Allied Irish Banks, rescued during the financial crisis, said on Thursday that its losses after tax narrowed by almost a third in the first six months of 2013 compared with the outcome a year earlier.
Losses after tax amounted to 758 million euros ($1.006 billion) in the six months to the end of June, compared with a net loss of 1.054 billion euros in the equivalent period of 2012, the bank said in a results statement.
The almost entirely state-owned bank had an operating profit of 162 million euros before provisions for bad loans, in comparison to an operating loss of 110 million euros in the same reporting period last year.
AIB, one of Ireland's biggest banks, is almost fully state-owned after receiving enormous government bailouts.
Ireland's banking sector has been left battered by the global financial crisis, which in turn led to a massive EU-IMF bailout of the eurozone nation in November 2010.

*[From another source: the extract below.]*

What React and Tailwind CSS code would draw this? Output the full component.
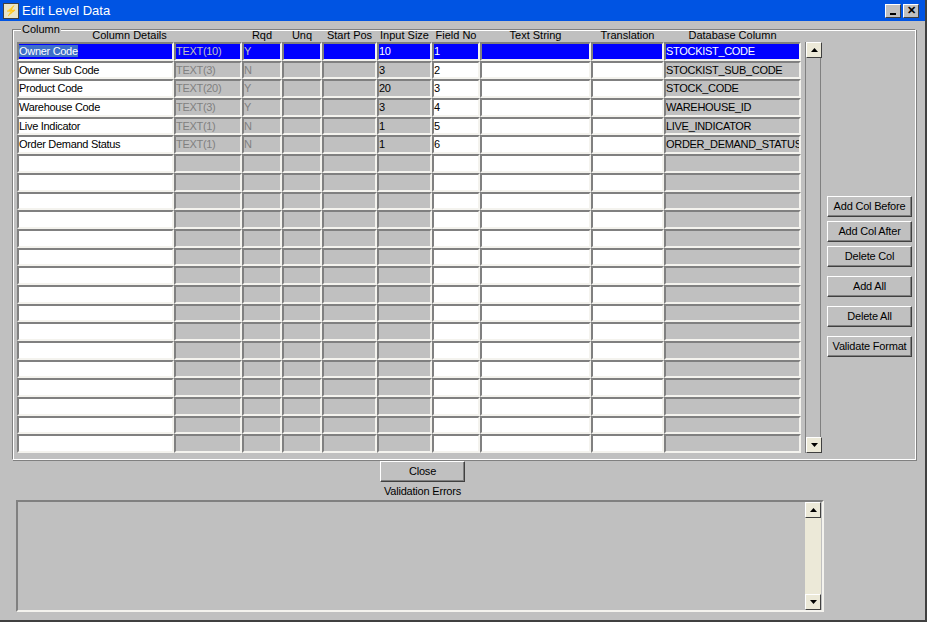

AIB's chief executive David Duffy described the interim results as encouraging, adding that he expects the positive performance to continue.
"We are mid-way through a three year plan to return to sustainable profitability. While we have met our key strategic objectives to date, we acknowledge the continuing challenges that lie ahead," Duffy said in the earnings statement.
He added: "We are seeing a steady improvement in our operating performance ... I expect that overall progress made in the first half of 2013 will continue through this year."